Discovering the city
Foligno, located in the centre of the Umbrian Valley along the banks of the Topino River, is one of the few Umbrian towns built in the plains. Founded by the ancient Umbrians, it fell to the Romans during the Battle of Sentino (295 B.C.) when the Roman army clashed with the coalition formed by the local populations (Etruscans, Umbrians and Samnites). The fortune of the Roman Fulginia, located further to the east than where the current city centre stands, was tied to the passage of the Via Flaminia road, a fundamental communication route that beginning in 220 B.C. connected Rome to the Adriatic Sea. Around the 3rd century A.D. the residential centre was transferred to the site where St. Feliciano, who would later become the city’s patron saint, was said to have been martyred. This area would later develop into the Civitas Sancti Feliciani, whose name was first changed to Fulginia and then into Foligno. In the 12th century it became an independent Ghibelline municipality, which was afforded the protection of the Emperor Frederick Barbarossa. Foligno fell under the Papal hegemony in the 13th century and between 1305 and 1439 it was made into a true Signory by the Trinci family of Foligno who managed to impose their power on an extensive stretch of surrounding territory that included Spello, Bevagna, Montefalco, Trevi and Nocera Umbra. When relations between the Papal State and the family took a negative turn in 1439, Pope Eugene IV brought the city back under the church’s direct control, a reign which would last up until the Unification of Italy. The city’s fulcrum of political and religious power was, and remains to this today, Piazza Grande, currently known as Piazza della Repubblica square. A vast space with a rectangular form, it is closed on the sides by the façades of the Palazzo Comunale municipal building, with its Neoclassic façade, the Palazzetto del Podestà, the seat of the city’s magistrates from the early 1200’s, the elegant Palazzo Trinci, the family’s noble residence, and the minor façade of the St. Feliciano Cathedral.

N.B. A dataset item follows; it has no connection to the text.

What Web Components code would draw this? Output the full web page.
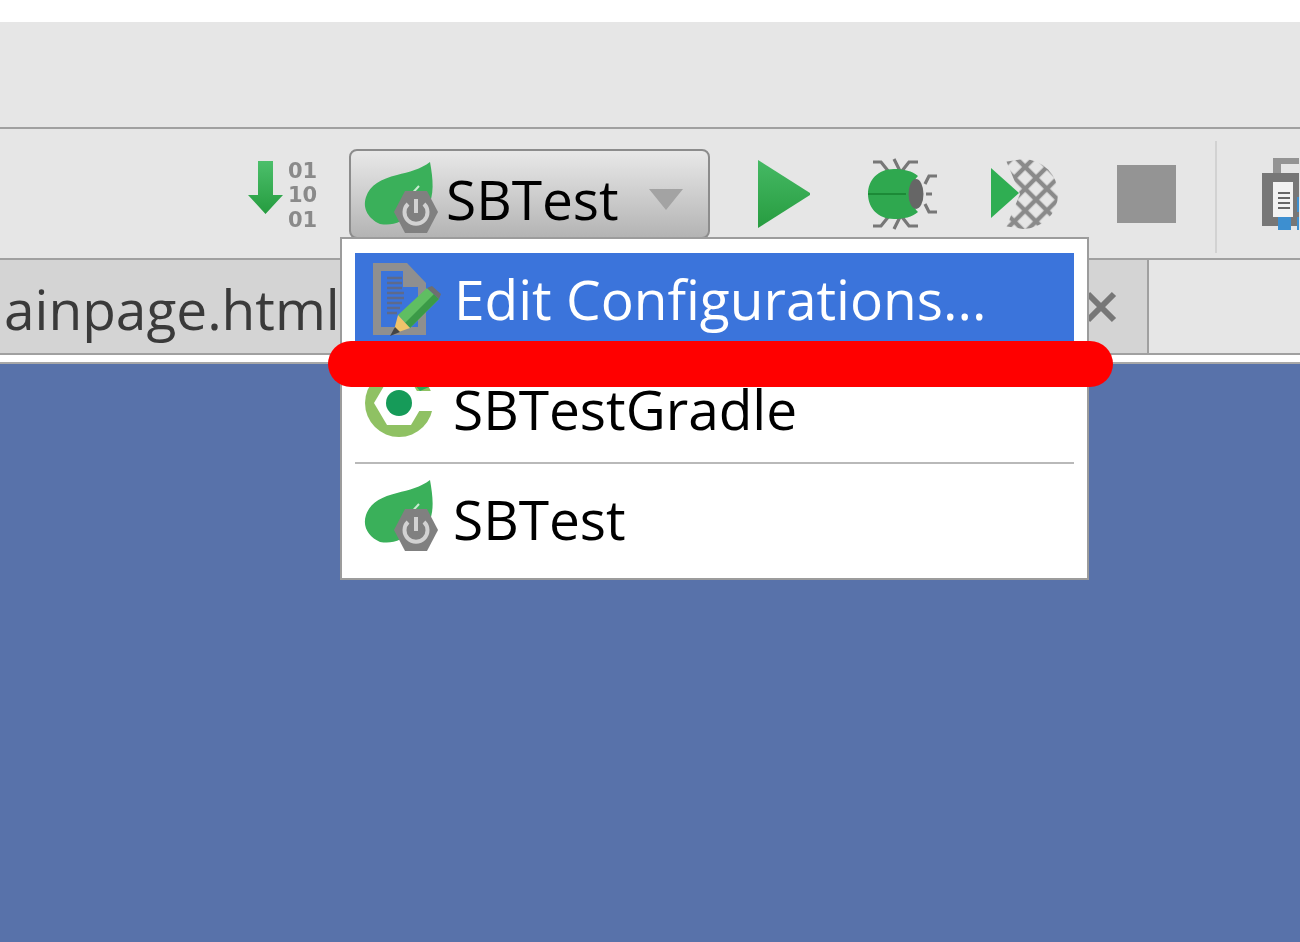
<!DOCTYPE html>
<html>
<head>
<meta charset="utf-8">
<title>SBTest</title>
<style>
  html, body { margin: 0; height: 100%; overflow: hidden; background: #fff; }
  body { font-family: "Open Sans", "Noto Sans", sans-serif; }
  ide-window { display: flex; height: 942px; }
</style>
</head>
<body>
<ide-window>
  <ide-toolbar>
    <build-icon style="margin-left:248px"></build-icon>
    <run-combo style="margin-left:29px">SBTest</run-combo>
    <ide-icon name="run" style="margin-left:46px;width:56px;height:70px"></ide-icon>
    <ide-icon name="debug" style="margin-left:56px;width:72px;height:72px"></ide-icon>
    <ide-icon name="coverage" style="margin-left:50px;width:70px;height:72px"></ide-icon>
    <ide-icon name="stop" style="margin-left:57px;width:60px;height:60px"></ide-icon>
    <tool-sep></tool-sep>
    <ide-icon name="print" style="margin-left:45px;width:37px;height:74px"></ide-icon>
  </ide-toolbar>
  <ide-tabs>
    <editor-tab>ainpage.html</editor-tab>
  </ide-tabs>
  <config-popup>
    <config-item selected icon="edit">Edit Configurations...</config-item>
    <config-item icon="gradle">SBTestGradle</config-item>
    <popup-sep></popup-sep>
    <config-item icon="spring">SBTest</config-item>
  </config-popup>
  <red-mark></red-mark>
</ide-window>

<script>
(function (window) {
  'use strict';

  const SPRING = `
    <svg viewBox="0 0 78 76" width="78" height="76">
      <path fill="#3ab05a" d="M69 3C72 20 74 36 66 50L40 62C32 66 26 66 19 65 8 60 1 50 5 38 9 26 20 20 36 16 48 13 60 10 69 3Z"/>
      <path fill="none" stroke="#c9ebd0" stroke-width="2" d="M58 27L46 40"/>
      <path fill="#808080" d="M33 53L44 32H66L77 53 66 74H44Z"/>
      <path fill="none" stroke="#d2d2d2" stroke-width="4" d="M47 45A11.5 11.5 0 1 0 63 45"/>
      <path fill="none" stroke="#d2d2d2" stroke-width="4" d="M55 40V54"/>
    </svg>`;

  const ICONS = {
    run: `
      <svg viewBox="0 0 56 70" width="56" height="70">
        <defs><linearGradient id="pl" x1="0" y1="0" x2="0" y2="1"><stop offset="0" stop-color="#45b964"/><stop offset="1" stop-color="#279c40"/></linearGradient></defs>
        <path fill="url(#pl)" d="M2 1L54 34V36L2 69Z"/>
      </svg>`,
    debug: `
      <svg viewBox="0 0 72 72" width="72" height="72">
        <g fill="none" stroke="#777" stroke-width="3.2">
          <path d="M5 4H13L21 14M26 1L32 13M50 4H41L34 13M5 68H13L21 58M26 71L32 59M50 68H41L34 59"/>
          <path d="M69 18H61L57 26M58 36H64M69 54H61L57 46"/>
        </g>
        <path fill="#2fa84f" d="M26 11C36 11 44 13 50 18 41 27 41 45 50 54 44 59 36 61 26 61 10 61 0 50 0 36 0 22 10 11 26 11Z"/>
        <path fill="none" stroke="#1c8a37" stroke-width="2" d="M0 36H38"/>
        <ellipse cx="48" cy="36" rx="7.5" ry="15" fill="#666"/>
      </svg>`,
    coverage: `
      <svg viewBox="0 0 70 72" width="70" height="72">
        <defs>
          <pattern id="net" width="15.4" height="15.4" patternUnits="userSpaceOnUse" patternTransform="rotate(45 33 36)">
            <rect width="15.4" height="15.4" fill="none" stroke="#8a8a8a" stroke-width="4.4"/>
          </pattern>
          <clipPath id="cv"><path d="M14 36L14 4 33 1A35 35 0 0 1 33 71L14 68Z"/></clipPath>
        </defs>
        <g clip-path="url(#cv)"><rect width="70" height="72" fill="url(#net)"/></g>
        <path fill="#e6e6e6" d="M0 0H15L30 36 15 72H0Z"/>
        <path fill="#2fae52" d="M1 10L29 35 1 60Z"/>
      </svg>`,
    stop: `<svg viewBox="0 0 60 60" width="60" height="60"><rect y="1" width="59" height="58" fill="#949494"/></svg>`,
    print: `
      <svg viewBox="0 0 37 74" width="37" height="74">
        <path fill="#949494" d="M11 1H37V16H11Z"/>
        <path fill="#e6e6e6" d="M19 7H37V16H19Z"/>
        <path fill="#777" d="M0 16H37V69H0Z"/>
        <path fill="#f2f2f2" d="M11 25H31V60H11Z"/>
        <path stroke="#666" stroke-width="2" d="M16 36H28M16 41H28M16 46H28M16 51H28"/>
        <path fill="#3d8fd0" d="M16 60H29V73H16ZM35 40H37V55H35ZM35 60H37V73H35Z"/>
      </svg>`,
    spring: SPRING,
    gradle: `
      <svg viewBox="0 0 76 76" width="76" height="76">
        <circle cx="38" cy="37" r="34" fill="#8fc163"/>
        <path fill="#fff" d="M13 37L26 15H50L63 37 50 59H26Z"/>
        <path fill="#fff" d="M52 25H74V45H52Z"/>
        <path fill="#2ba85a" d="M52 6A34 34 0 0 1 68 21L59 25 48 12Z"/>
        <circle cx="38" cy="37" r="13" fill="#169b59"/>
      </svg>`,
    edit: `
      <svg viewBox="0 0 72 76" width="72" height="76">
        <path fill="#8f8f8f" d="M4 2H38L57 22V74H4ZM12 10V66H49V26H34V10Z"/>
        <path stroke="#5d6a8c" stroke-width="2.4" d="M18 17H33M18 22H33M18 27H33M18 32H35M18 37H35M18 42H33M18 47H31M18 52H28"/>
        <path fill="#5fbe62" d="M29 54L58 27 70 38 41 67Z"/>
        <path fill="#3b9a47" d="M36 62L65 33 70 38 41 67Z"/>
        <path fill="#6f6f6f" d="M58 27L63 25 72 33 70 38Z"/>
        <path fill="#f0c36a" d="M29 54L41 67 24 73Z"/>
        <path fill="#444" d="M26 66L31 71 21 75Z"/>
      </svg>`
  };

  class IdeIcon extends HTMLElement {
    constructor() {
      super();
      this.attachShadow({ mode: 'open' });
      this.shadowRoot.innerHTML = `
        <style>
          :host { display: block; flex: none; }
          svg { display: block; }
        </style>
        ${ICONS[this.getAttribute('name')]}
      `;
    }
  }
  window.customElements.define('ide-icon', IdeIcon);

  // "make project" button: arrow next to a small column of digits
  class BuildIcon extends HTMLElement {
    constructor() {
      super();
      this.attachShadow({ mode: 'open' });
      this.shadowRoot.innerHTML = `
        <style>
          :host { display: flex; flex: none; width: 72px; height: 70px; align-items: flex-start; }
          svg { display: block; flex: none; margin-top: 2px; }
          .bits { margin: 0 0 0 5px; font: 700 21px/24.5px "DejaVu Sans", sans-serif; color: #8a8a8a; }
          .bits div { height: 24.5px; }
        </style>
        <svg viewBox="0 0 35 53" width="35" height="53">
          <defs><linearGradient id="ar" x1="0" y1="0" x2="0" y2="1"><stop offset="0" stop-color="#4cbf6b"/><stop offset="1" stop-color="#259c3f"/></linearGradient></defs>
          <path fill="url(#ar)" d="M10 0H25V34H35L17.5 53 0 34H10Z"/>
        </svg>
        <div class="bits"><div>01</div><div>10</div><div>01</div></div>
      `;
    }
  }
  window.customElements.define('build-icon', BuildIcon);

  class IdeWindow extends HTMLElement {
    constructor() {
      super();
      this.attachShadow({ mode: 'open' });
      this.shadowRoot.innerHTML = `
        <style>
          :host { display: flex; flex-direction: column; position: relative; overflow: hidden; padding-top: 22px; box-sizing: border-box; background: #fff; filter: blur(0.5px); }
          .menu { height: 105px; flex: none; background: #e6e6e6; border-bottom: 2px solid #a0a0a0; }
          .gap { height: 7px; flex: none; background: #fff; border-bottom: 2px solid #a8a8a8; }
          .main { flex: 1; background: #5872aa; }
        </style>
        <div class="menu"></div>
        <slot></slot>
        <div class="gap"></div>
        <div class="main"></div>
      `;
    }
  }
  window.customElements.define('ide-window', IdeWindow);

  class IdeToolbar extends HTMLElement {
    constructor() {
      super();
      this.attachShadow({ mode: 'open' });
      this.shadowRoot.innerHTML = `
        <style>
          :host { display: flex; align-items: center; flex: none; height: 129px; box-sizing: border-box; background: #e6e6e6; overflow: hidden; }
        </style>
        <slot></slot>
      `;
    }
  }
  window.customElements.define('ide-toolbar', IdeToolbar);

  class ToolSep extends HTMLElement {
    constructor() {
      super();
      this.attachShadow({ mode: 'open' });
      this.shadowRoot.innerHTML = `
        <style>
          :host { display: block; flex: none; width: 2px; height: 112px; margin: 6px 0 0 38px; background: #d2d2d2; }
        </style>
      `;
    }
  }
  window.customElements.define('tool-sep', ToolSep);

  class RunCombo extends HTMLElement {
    constructor() {
      super();
      this.attachShadow({ mode: 'open' });
      this.shadowRoot.innerHTML = `
        <style>
          :host { display: flex; align-items: center; flex: none; box-sizing: border-box; width: 361px; height: 90px; padding: 0 0 0 10px; border: 2px solid #8c8c8c; border-radius: 8px; background: linear-gradient(#e8e8e8, #b4b4b4); color: #000; font-size: 55px; }
          .icon { display: block; width: 72px; margin-top: 6px; margin-right: 13px; flex: none; }
          svg { display: block; }
          .t { margin-top: 10px; }
          .arrow { width: 0; height: 0; margin-left: 30px; margin-top: 11px; border: 17.5px solid transparent; border-top: 21px solid #a3a3a3; border-bottom: 0; }
        </style>
        <span class="icon">${SPRING}</span>
        <span class="t"><slot></slot></span>
        <span class="arrow"></span>
      `;
    }
  }
  window.customElements.define('run-combo', RunCombo);

  class IdeTabs extends HTMLElement {
    constructor() {
      super();
      this.attachShadow({ mode: 'open' });
      this.shadowRoot.innerHTML = `
        <style>
          :host { display: flex; flex: none; height: 97px; box-sizing: border-box; border-top: 2px solid #a0a0a0; border-bottom: 2px solid #a0a0a0; background: #e6e6e6; }
        </style>
        <slot></slot>
      `;
    }
  }
  window.customElements.define('ide-tabs', IdeTabs);

  class EditorTab extends HTMLElement {
    constructor() {
      super();
      this.attachShadow({ mode: 'open' });
      this.shadowRoot.innerHTML = `
        <style>
          :host { display: flex; align-items: center; justify-content: space-between; box-sizing: border-box; width: 1149px; padding: 4px 30px 0 4px; border-right: 2px solid #a0a0a0; background: #d4d4d4; color: #3a3a3a; font-size: 55px; }
          svg { display: block; margin-top: -4px; }
        </style>
        <span><slot></slot></span>
        <svg viewBox="0 0 32 32" width="32" height="32"><path stroke="#777" stroke-width="6" d="M3 3L29 29M29 3L3 29"/></svg>
      `;
    }
  }
  window.customElements.define('editor-tab', EditorTab);

  class ConfigPopup extends HTMLElement {
    constructor() {
      super();
      this.attachShadow({ mode: 'open' });
      this.shadowRoot.innerHTML = `
        <style>
          :host { position: absolute; left: 340px; top: 237px; width: 749px; height: 343px; box-sizing: border-box; padding: 14px 13px 0; display: flex; flex-direction: column; background: #fff; border: 2px solid #9c9c9c; }
        </style>
        <slot></slot>
      `;
    }
  }
  window.customElements.define('config-popup', ConfigPopup);

  class ConfigItem extends HTMLElement {
    constructor() {
      super();
      this.attachShadow({ mode: 'open' });
      const icon = this.getAttribute('icon');
      this.shadowRoot.innerHTML = `
        <style>
          :host { display: flex; align-items: center; height: 105px; padding-left: 6px; flex: none; color: #000; font-size: 55px; }
          :host([selected]) { background: #3b74db; color: #fff; height: 104px; align-items: flex-start; }
          .icon { display: block; width: 92px; flex: none; }
          svg { display: block; }
          .t { display: block; line-height: 91px; }
          :host([selected]) .icon { padding-top: 8px; padding-left: 8px; width: 85px; }
          :host([icon=gradle]) .icon { margin-top: -11px; }
          :host([icon=gradle]) .t { margin-top: -2px; }
          :host([icon=spring]) .icon { margin-top: -3px; }
          :host([icon=spring]) .t { margin-top: 4px; }
        </style>
        <span class="icon">${ICONS[icon]}</span>
        <span class="t"><slot></slot></span>
      `;
    }
  }
  window.customElements.define('config-item', ConfigItem);

  class PopupSep extends HTMLElement {
    constructor() {
      super();
      this.attachShadow({ mode: 'open' });
      this.shadowRoot.innerHTML = `
        <style>
          :host { display: block; flex: none; height: 2px; background: #b9b9b9; }
        </style>
      `;
    }
  }
  window.customElements.define('popup-sep', PopupSep);

  // the red stroke somebody painted over the screenshot
  class RedMark extends HTMLElement {
    constructor() {
      super();
      this.attachShadow({ mode: 'open' });
      this.shadowRoot.innerHTML = `
        <style>
          :host { position: absolute; left: 328px; top: 341px; width: 785px; height: 46px; border-radius: 23px; background: #f00; }
        </style>
      `;
    }
  }
  window.customElements.define('red-mark', RedMark);

})(window);
</script>
</body>
</html>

Currently home to the city’s Museum and Art Gallery, Palazzo Trinci conserves a precious and rare cycle of 15th century frescoes created by one of the most important exponents of international Gothic painting, Gentile da Fabriano, who was summoned to the city around 1410 by Ugolino Trinci, lord and master of Foligno and learned patron who loved to surround himself by important representatives of refined culture of the age.
Municipality: Piazza della Repubblica, 10 – 06034 Foligno (PG)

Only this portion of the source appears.